◆ **RECORDED INFORMATION**:

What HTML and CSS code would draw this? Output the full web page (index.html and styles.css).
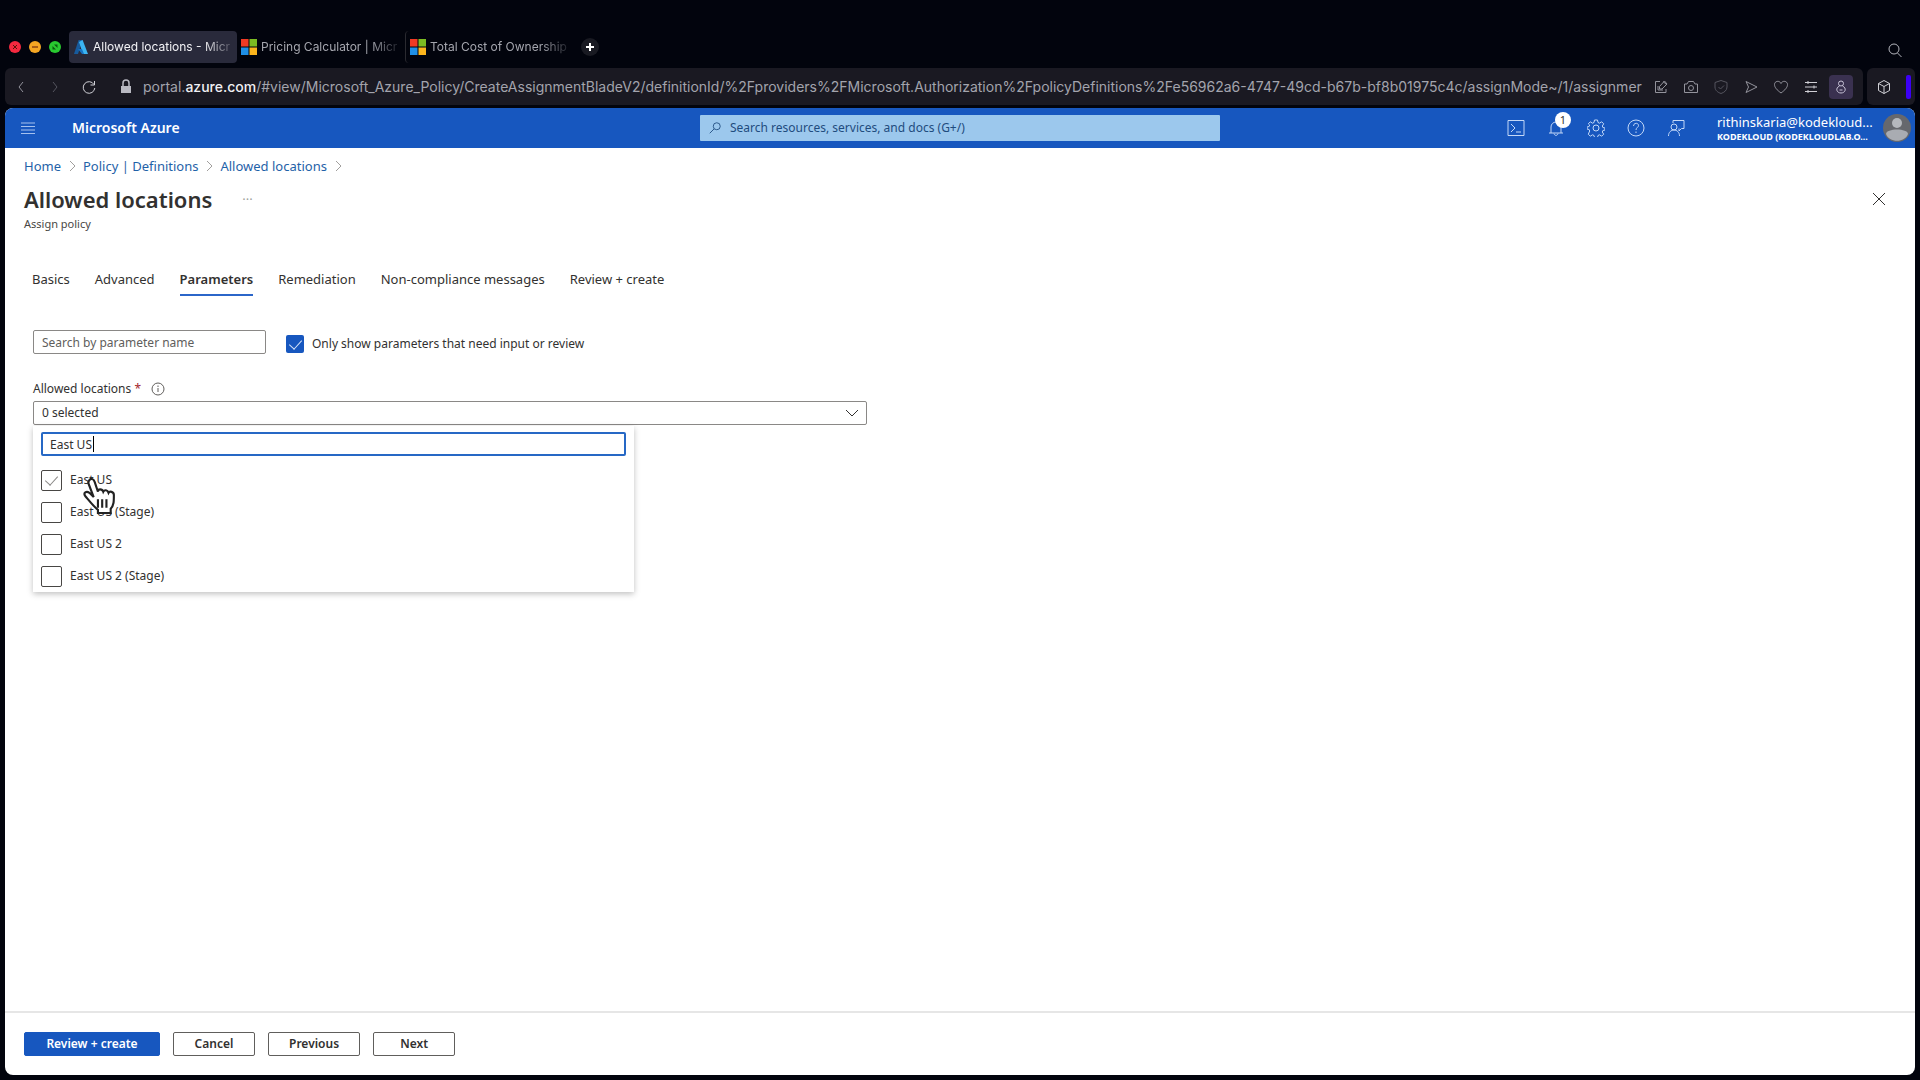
FILE: index.html
```html
<!DOCTYPE html>
<html lang="en">
<head>
    <meta charset="utf-8">
    <title>Allowed locations - Microsoft Azure</title>
    <link rel="stylesheet" href="styles.css">
</head>
<body>

<div class="tab-strip">
    <div class="lights">
        <button class="light red" aria-label="Close window"><svg viewBox="0 0 12 12"><path d="M4 4l4 4M8 4l-4 4"/></svg></button>
        <button class="light yellow" aria-label="Minimize window"><svg viewBox="0 0 12 12"><path d="M3 6h6"/></svg></button>
        <button class="light green" aria-label="Zoom window"><svg viewBox="0 0 12 12"><path fill="currentColor" stroke="none" d="M3.500 5v3.500H7zM5 3.500h3.500V7z"/></svg></button>
    </div>
    <div class="tabs">
        <a href="#" class="tab active">
            <svg class="favicon" viewBox="0 0 16 16"><path fill="#175a9c" d="M5.600 1h4L5 15H1z"/><path fill="#3bb4f2" d="M9.600 1l5.400 14H10L6 3z"/><path fill="#1673c4" d="M5 10h4l2 5H9z"/></svg>
            <span>Allowed locations - Micr</span>
        </a>
        <a href="#" class="tab">
            <svg class="favicon" viewBox="0 0 16 16"><path fill="#f03a24" d="M0 0h7.500v7.500H0z"/><path fill="#7cbb22" d="M8.500 0H16v7.500H8.500z"/><path fill="#1f8fe6" d="M0 8.500h7.500V16H0z"/><path fill="#fcb51c" d="M8.500 8.500H16V16H8.500z"/></svg>
            <span>Pricing Calculator | Micr</span>
        </a>
        <a href="#" class="tab divided">
            <svg class="favicon" viewBox="0 0 16 16"><path fill="#f03a24" d="M0 0h7.500v7.500H0z"/><path fill="#7cbb22" d="M8.500 0H16v7.500H8.500z"/><path fill="#1f8fe6" d="M0 8.500h7.500V16H0z"/><path fill="#fcb51c" d="M8.500 8.500H16V16H8.500z"/></svg>
            <span>Total Cost of Ownership</span>
        </a>
    </div>
    <button class="new-tab" aria-label="New tab"><svg viewBox="0 0 16 16"><path d="M8 4v8M4 8h8"/></svg></button>
    <button class="tab-search" aria-label="Search tabs"><svg viewBox="0 0 16 16"><circle cx="7" cy="7" r="5"/><path d="M10.500 11l4 4"/></svg></button>
</div>

<div class="toolbar">
    <div class="address">
        <div class="nav">
            <button aria-label="Back"><svg viewBox="0 0 16 16"><path d="M10 3L6 8l4 5"/></svg></button>
            <button class="dim" aria-label="Forward"><svg viewBox="0 0 16 16"><path d="M6 3l4 5-4 5"/></svg></button>
            <button class="bright" aria-label="Reload"><svg viewBox="0 0 16 16"><path d="M13 5.500A5.800 5.800 0 1 0 13.800 9M13.500 2v4H9.500"/></svg></button>
        </div>
        <svg class="lock" viewBox="0 0 16 16"><path fill="#b9b9c2" d="M3 7h10v7H3z"/><path fill="none" stroke="#b9b9c2" stroke-width="1.500" d="M5 7V4a3 3 0 0 1 6 0v3"/></svg>
        <div class="url">portal.<b>azure.com</b>/#view/Microsoft_Azure_Policy/CreateAssignmentBladeV2/definitionId/%2Fproviders%2FMicrosoft.Authorization%2FpolicyDefinitions%2Fe56962a6-4747-49cd-b67b-bf8b01975c4c/assignMode~/1/assignmer</div>
        <div class="tools">
            <button aria-label="Share"><svg viewBox="0 0 16 16"><path d="M7 2.500H2.500v11H13V10M10 2.500l3.500 3M11.500 2L6.500 7.500V10H9l5-5zM5 7v4h5"/></svg></button>
            <button aria-label="Snapshot"><svg viewBox="0 0 16 16"><path d="M1.500 5H4l1.500-2.500h5L12 5h2.500v8.500h-13z"/><circle cx="8" cy="9" r="2.500"/></svg></button>
            <button class="dim" aria-label="Ad blocker"><svg viewBox="0 0 16 16"><path d="M8 1.500l6 2V8c0 3.500-3 5.500-6 6.500C5 13.500 2 11.500 2 8V3.500zM5.500 8l2 2 3.500-3.500"/></svg></button>
            <button aria-label="Send"><svg viewBox="0 0 16 16"><path d="M3 2.500L14 8 3 13.500 5.500 8z"/></svg></button>
            <button aria-label="Favourite"><svg viewBox="0 0 16 16"><path d="M8 14C4 11 1.500 8.500 1.500 5.500c0-3.500 5-4.500 6.500-1 1.500-3.500 6.500-2.500 6.500 1C14.500 8.500 12 11 8 14z"/></svg></button>
            <button class="bright" aria-label="Settings"><svg viewBox="0 0 16 16"><path d="M2 3.500h12M2 8h12M2 12.500h12M5 2v3M11 6.500v3M5 11v3"/></svg></button>
            <button class="boxed" aria-label="Profile"><svg viewBox="0 0 16 16"><circle cx="8" cy="4.500" r="2.500"/><path d="M6.500 7C2 9 3.500 14 8 14s6-5 1.500-7M6.500 11h3"/></svg></button>
        </div>
    </div>
    <div class="extensions">
        <button class="bright" aria-label="Extensions"><svg viewBox="0 0 16 16"><path d="M8 1.500l5.500 3v7L8 14.500l-5.500-3v-7zM2.500 4.500L8 7.500l5.500-3M8 7.500v7"/></svg></button>
        <span class="marker"></span>
    </div>
</div>

<div class="portal">
    <header class="portal-bar">
        <button class="menu" aria-label="Show portal menu"><svg viewBox="0 0 16 16"><path d="M1 3h14M1 6.500h14M1 10h14M1 13.500h14"/></svg></button>
        <a href="#" class="brand">Microsoft Azure</a>
        <label class="search">
            <svg viewBox="0 0 16 16"><circle cx="10" cy="6" r="4"/><path d="M7 9l-5 5"/></svg>
            <input type="text" aria-label="Search resources" placeholder="Search resources, services, and docs (G+/)">
        </label>
        <div class="actions">
            <div class="icons">
                <button aria-label="Cloud Shell"><svg viewBox="0 0 18 18"><path d="M1 1.500h16v15H1zM4 5l4 4-4 4M9 13h5"/></svg></button>
                <button aria-label="Notifications"><svg viewBox="0 0 18 18"><path d="M2 14h14M4 14V8a5 5 0 0 1 10 0v6M7 14.500c.5 2.500 3.500 2.500 4 0"/></svg><span class="badge">1</span></button>
                <button aria-label="Settings"><svg viewBox="0 0 18 18"><path d="M7.500 1h3l.5 2.500 1.500.7 2.200-1.400 2 2-1.400 2.200.6 1.500 2.100.5v2l-2.100.5-.6 1.500 1.400 2.200-2 2-2.200-1.400-1.500.7-.5 2h-3l-.5-2-1.500-.7-2.200 1.400-2-2L2.700 12l-.6-1.500L0 10V8l2.100-.5L2.700 6 1.300 4.800l2-2 2.200 1.400L7 3.500z"/><circle cx="9" cy="9" r="3"/></svg></button>
                <button aria-label="Help"><svg viewBox="0 0 18 18"><circle cx="9" cy="9" r="8"/><path d="M6.500 7c0-3.500 5-3.500 5-.5 0 2-2.500 2-2.500 4.500M9 12.500V14"/></svg></button>
                <button aria-label="Feedback"><svg viewBox="0 0 18 18"><path d="M6 4V1.500h11v8h-2.500L12 12V9.500"/><circle cx="7" cy="8" r="3"/><path d="M1.500 17c0-8 11-8 11 0"/></svg></button>
            </div>
            <button class="account">
                <span class="who">
                    <span class="mail">rithinskaria@kodekloud...</span>
                    <span class="org">KODEKLOUD (KODEKLOUDLAB.O...</span>
                </span>
                <svg viewBox="0 0 28 28"><circle cx="14" cy="14" r="14" fill="#66686d"/><circle cx="14" cy="9" r="5" fill="#b5b8bd"/><path fill="#a9acb2" d="M3 20c0-6 22-6 22 0-3 9-19 9-22 0z"/></svg>
            </button>
        </div>
    </header>

    <nav class="breadcrumb">
        <a href="#">Home</a>
        <svg viewBox="0 0 8 12"><path d="M2 1l5 5-5 5"/></svg>
        <a href="#">Policy | Definitions</a>
        <svg viewBox="0 0 8 12"><path d="M2 1l5 5-5 5"/></svg>
        <a href="#">Allowed locations</a>
        <svg viewBox="0 0 8 12"><path d="M2 1l5 5-5 5"/></svg>
    </nav>

    <div class="title-row">
        <h1>Allowed locations</h1>
        <button class="more" aria-label="More">&middot;&middot;&middot;</button>
        <button class="close" aria-label="Close"><svg viewBox="0 0 14 14"><path d="M1 1l12 12M13 1L1 13"/></svg></button>
    </div>
    <p class="subtitle">Assign policy</p>

    <nav class="steps">
        <a href="#">Basics</a>
        <a href="#">Advanced</a>
        <a href="#" class="current">Parameters</a>
        <a href="#">Remediation</a>
        <a href="#">Non-compliance messages</a>
        <a href="#">Review + create</a>
    </nav>

    <main>
        <div class="filters">
            <input type="text" class="field" aria-label="Search by parameter name" placeholder="Search by parameter name">
            <label class="check"><input type="checkbox" class="solid" checked>Only show parameters that need input or review</label>
        </div>

        <div class="caption">
            <label for="locations">Allowed locations <span class="required">*</span></label>
            <svg viewBox="0 0 14 14"><circle cx="7" cy="7" r="6"/><path d="M7 6v4M7 3.500V5"/></svg>
        </div>
        <div class="picker">
            <select id="locations"><option>0 selected</option></select>
            <svg class="chevron" viewBox="0 0 14 8"><path d="M1 1l6 6 6-6"/></svg>
            <div class="dropdown">
                <div class="typed">
                    <input type="text" aria-label="Filter locations" value="East US">
                    <span class="caret"></span>
                </div>
                <label class="option"><input type="checkbox" checked>East US</label>
                <label class="option"><input type="checkbox">East US (Stage)</label>
                <label class="option"><input type="checkbox">East US 2</label>
                <label class="option"><input type="checkbox">East US 2 (Stage)</label>
                <!-- hand pointer -->
                <svg class="pointer" viewBox="0 0 32 36"><path d="M7 3C9 1 11 2 12 5l3 9c0-3 4-3 5 0 1-2 4-2 5 1 1-2 5-1 5 2 0 6 0 10-3 13v4H15v-3c-4-3-7-7-12-13-2-3 1-5 4-3l4 4L6 6c0-1 0-2 1-3z"/><path d="M15 21v8M19 21v8M23 21v8"/></svg>
            </div>
        </div>
    </main>

    <footer>
        <button class="btn primary">Review + create</button>
        <button class="btn">Cancel</button>
        <button class="btn">Previous</button>
        <button class="btn">Next</button>
    </footer>
</div>

</body>
</html>
```
FILE: styles.css
```css
* {
    box-sizing: border-box;
}

body {
    margin: 0;
    padding: 28px 5px 5px;
    min-height: 100vh;
    display: flex;
    flex-direction: column;
    background: #02040d;
    color: #323130;
    font: 12px/16px "Noto Sans", "Open Sans", sans-serif;
}

button, input, select {
    font: inherit;
    color: inherit;
    margin: 0;
    padding: 0;
}

button {
    display: flex;
    align-items: center;
    justify-content: center;
    background: none;
    border: 0;
}

a {
    color: inherit;
    text-decoration: none;
}

svg {
    flex: none;
    fill: none;
    stroke: currentColor;
}

/* browser window */
.tab-strip {
    display: flex;
    align-items: center;
    height: 38px;
    padding: 0 12px 0 4px;
    color: #a5a6ae;
    font-family: Inter, sans-serif;
}

.lights {
    display: flex;
    gap: 8px;
    width: 60px;
}

.light {
    width: 12px;
    height: 12px;
    border-radius: 50%;
    color: #5a1408;
}

.light svg {
    width: 12px;
    height: 12px;
}

.red { background: #f5293f; }
.yellow { background: #f5a623; }
.green { background: #29c930; color: #0b5a10; }

.tabs {
    display: flex;
}

.tab {
    display: flex;
    align-items: center;
    gap: 4px;
    width: 168px;
    height: 32px;
    padding: 0 4px;
    border-radius: 4px;
}

.tab span {
    white-space: nowrap;
    -webkit-mask-image: linear-gradient(to right, #000 80%, rgba(0, 0, 0, .2));
    mask-image: linear-gradient(to right, #000 80%, rgba(0, 0, 0, .2));
}

.tab.active {
    background: #292a3b;
    color: #f2f2f5;
}

.tab.divided {
    border-left: 1px solid #2a2a30;
}

.favicon {
    width: 16px;
    height: 16px;
    stroke: none;
}

.new-tab {
    width: 18px;
    height: 18px;
    margin-left: 8px;
    border-radius: 50%;
    background: #191a22;
    color: #fff;
    stroke-width: 2;
}

.tab-search {
    margin-left: auto;
    margin-top: 6px;
    color: #b4b5bc;
}

.new-tab svg, .tab-search svg {
    width: 16px;
    height: 16px;
}

.toolbar {
    display: flex;
    gap: 4px;
    height: 42px;
    padding-top: 2px;
    padding-bottom: 3px;
}

.address, .extensions {
    display: flex;
    align-items: center;
    background: #1a1922;
    border-radius: 6px;
    color: #93939c;
}

.address {
    flex: 1;
    min-width: 0;
    overflow: hidden;
    padding: 0 14px 0 8px;
}

.toolbar svg {
    width: 16px;
    height: 16px;
}

.nav {
    display: flex;
    gap: 18px;
}

.dim { color: #55555f; }
.bright { color: #d0d0d6; }

.toolbar .lock {
    margin: 0 9px 0 21px;
    stroke: none;
}

.url {
    flex: 1;
    min-width: 0;
    white-space: nowrap;
    font: 14px/20px Inter, sans-serif;
    color: #a3a4ad;
}

.url b {
    font-weight: 500;
    color: #f0f0f4;
}

.tools {
    display: flex;
    align-items: center;
    gap: 14px;
    padding-left: 8px;
}

.boxed {
    width: 24px;
    height: 24px;
    margin: 0 -4px;
    border-radius: 4px;
    background: #3a3150;
    color: #c9c4d8;
}

.extensions {
    width: 48px;
    justify-content: flex-end;
    gap: 14px;
    padding-right: 4px;
}

.marker {
    width: 5px;
    height: 24px;
    border-radius: 2px;
    background: #3c00f5;
}

/* portal */
.portal {
    flex: 1;
    display: flex;
    flex-direction: column;
    overflow: hidden;
    background: #fff;
    border-radius: 8px;
}

.portal-bar {
    display: grid;
    grid-template-columns: 1fr 520px 1fr;
    align-items: center;
    position: relative;
    height: 40px;
    background: #1757bf;
    color: #fff;
}

.portal-bar svg {
    width: 18px;
    height: 18px;
}

.portal-bar .menu {
    position: absolute;
    left: 15px;
    color: #a5c1ee;
}

.portal-bar .menu svg {
    width: 16px;
    height: 16px;
}

.brand {
    padding-left: 67px;
    font-size: 14px;
    font-weight: 600;
}

.search {
    display: flex;
    align-items: center;
    gap: 8px;
    height: 26px;
    padding: 0 8px;
    border-radius: 1px;
    background: #9cc8ed;
    color: #1f4c7e;
}

.portal-bar .search svg {
    width: 14px;
    height: 14px;
}

.search input {
    flex: 1;
    border: 0;
    background: none;
    outline: 0;
}

.search input::placeholder {
    color: #1f4c7e;
}

.actions, .icons, .account {
    display: flex;
    align-items: center;
}

.actions {
    justify-content: flex-end;
    gap: 32px;
    padding-right: 4px;
}

.icons {
    gap: 22px;
    color: #c3d8f7;
}

.icons button {
    position: relative;
}

.badge {
    position: absolute;
    left: 8px;
    top: -7px;
    width: 16px;
    height: 16px;
    border-radius: 50%;
    background: #fff;
    color: #323130;
    font-size: 11px;
    line-height: 16px;
}

.account {
    gap: 8px;
    text-align: left;
}

.portal-bar .account svg {
    width: 28px;
    height: 28px;
    stroke: none;
}

.who {
    width: 158px;
    white-space: nowrap;
}

.mail, .org {
    display: block;
}

.mail {
    font-size: 13px;
    line-height: 18px;
}

.org {
    font-size: 9px;
    line-height: 12px;
    font-weight: 700;
}

.breadcrumb {
    display: flex;
    align-items: center;
    gap: 7px;
    padding: 9px 19px 0;
    font-size: 13px;
    line-height: 18px;
    color: #1f62a8;
}

.breadcrumb svg {
    width: 8px;
    height: 12px;
    color: #a19f9d;
}

.title-row {
    display: flex;
    align-items: center;
    padding: 9px 29px 0 19px;
}

h1 {
    margin: 0;
    font-size: 22px;
    line-height: 30px;
    font-weight: 600;
}

.more {
    margin-left: 30px;
    color: #a19f9d;
    font-size: 13px;
}

.close {
    margin-left: auto;
    color: #323130;
}

.close svg {
    width: 14px;
    height: 14px;
}

.subtitle {
    margin: 2px 19px 0;
    font-size: 11px;
    color: #484644;
}

.steps {
    display: flex;
    gap: 25px;
    padding: 38px 27px 0;
    font-size: 13px;
    line-height: 18px;
}

.steps a {
    padding-bottom: 6px;
    border-bottom: 2px solid transparent;
}

.steps .current {
    border-color: #2b66c9;
    font-weight: 600;
}

main {
    flex: 1;
    padding: 34px 28px;
}

.filters {
    display: flex;
    align-items: center;
    gap: 20px;
}

.field {
    width: 233px;
    height: 24px;
    padding: 0 8px;
    border: 1px solid #8a8886;
    border-radius: 2px;
}

.field::placeholder {
    color: #605e5c;
}

.check {
    display: flex;
    align-items: center;
    gap: 8px;
    padding-top: 4px;
}

input[type="checkbox"] {
    appearance: none;
    display: flex;
    justify-content: center;
    width: 21px;
    height: 21px;
    border: 1px solid #484644;
    border-radius: 2px;
    background: #fff;
    color: #8a8886;
}

input[type="checkbox"]:checked::after {
    content: "";
    width: 6px;
    height: 11px;
    margin-top: 2px;
    border: solid currentColor;
    border-width: 0 1px 1px 0;
    transform: rotate(42deg);
}

input[type="checkbox"].solid {
    width: 18px;
    height: 18px;
    border: 0;
    background: #1757bf;
    color: #d6e4fa;
}

.caption {
    display: flex;
    align-items: center;
    gap: 10px;
    margin-top: 27px;
}

.caption svg {
    width: 14px;
    height: 14px;
    color: #605e5c;
}

.required {
    color: #a4262c;
}

.picker {
    position: relative;
    width: 45%;
    margin-top: 4px;
}

select {
    appearance: none;
    display: block;
    width: 100%;
    height: 24px;
    padding: 0 8px;
    border: 1px solid #8a8886;
    border-radius: 2px;
    background: #fff;
}

.chevron {
    position: absolute;
    right: 8px;
    top: 8px;
    width: 14px;
    height: 8px;
}

.dropdown {
    position: absolute;
    left: 0;
    top: 25px;
    width: 601px;
    padding: 6px 8px 0;
    background: #fff;
    box-shadow: 0 2px 6px rgba(0, 0, 0, .25);
}

.typed {
    position: relative;
    margin-bottom: 8px;
}

.typed input {
    display: block;
    width: 100%;
    height: 24px;
    padding: 0 7px;
    border: 2px solid #2668c5;
    border-radius: 2px;
    outline: 0;
}

.caret {
    position: absolute;
    left: 52px;
    top: 4px;
    width: 1px;
    height: 16px;
    background: #000;
}

.option {
    display: flex;
    align-items: center;
    gap: 8px;
    height: 32px;
}

.pointer {
    position: absolute;
    left: 49px;
    top: 50px;
    width: 34px;
    height: 40px;
    fill: #fff;
    color: #222;
    stroke-width: 2;
}

footer {
    display: flex;
    gap: 13px;
    padding: 19px;
    border-top: 2px solid #e6e6e6;
}

.btn {
    min-width: 82px;
    height: 24px;
    padding: 0 20px;
    border: 1px solid #605e5c;
    border-radius: 2px;
    font-weight: 600;
}

.primary {
    min-width: 136px;
    border-color: #1757bf;
    background: #1757bf;
    color: #fff;
}
```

◆ **WHAT THE TASK REQUIRES**: Go through the listing above and list every line that has the word "styles".

◆ **COMPLETE OUTPUT**:
What HTML and CSS code would draw this? Output the full web page (index.html and styles.css).
    <link rel="stylesheet" href="styles.css">
FILE: styles.css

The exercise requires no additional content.